I think the acceptance of my weight has been combined with an acceptance of my being. I am a woman of substance, even though for so many years I fought against that title. My voice gets deeper and gravelly when I tell crude jokes. I will debate my friends and family to the bloody end if we’re talking about something I find important (which is basically everything). I am not too cool to care and I move the space I inhabit. The acceptance of my internal substance has helped me, to some extent, embrace the external. I still, however, am confronted by the mirror. I am not as thin as I tend to imagine myself to be. I cringe at photos that haven’t edited out the excess, as I do, mentally, on a daily basis.
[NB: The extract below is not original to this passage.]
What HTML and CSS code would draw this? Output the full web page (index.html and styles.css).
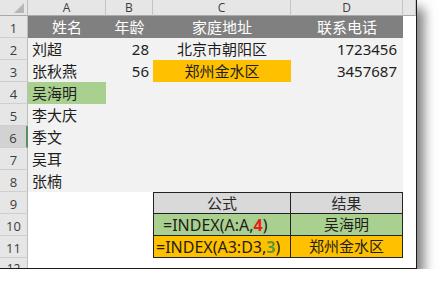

I still often feel like there is too much of me. Sometimes, when I am hugged or when I cuddle with all my friends, I am surprised by the shape of my body. In my brain, I edit the image, flattening my stomach, slimming my thighs, creating more hollow for the space around me to inhabit. I work against this. But the mental image still never quite matches up with the actual one.
A very large part of me didn’t want to write this. I didn’t want to seem wounded or weak, or too involved in my own wounded-ness. I, in many ways, am what Leslie Jamison, in a lengthy but incredibly illuminating essay, describes as a “post-wounded woman”:
Post- wounded women make jokes about being wounded or get impatient with women who hurt too much. The post- wounded woman conducts herself as if preempting certain accusations: Don’t cry too loud; don’t play victim. Don’t ask for pain meds you don’t need; don’t give those doctors another reason to doubt. Post- wounded women fuck men who don’t love them and then they feel mildly sad about it, or just blasé about it; they refuse to hurt about it or to admit they hurt about it— or else they are endlessly self- aware about it, if they do allow themselves this hurting.
I, and so many women, am done with my pain. It is boring, we are too cool for it, it is passé. We have been told that “nobody cares” so many times we’ve internalized the sentiment. My problems are not big enough to share, or if they are big, I will seem melodramatic. I know that the physical “off-ness” I describe will not seem interesting or particularly strange to many women as it’s a sentiment many of us share and ignore. But at the same time, I believe it is incredibly important that we talk honestly about our bodies. I think that the efforts of the SHE’s in My Body Is Beautiful Week is the first step. I hope it will continue with the recognition of National Eating Disorders Awareness Week.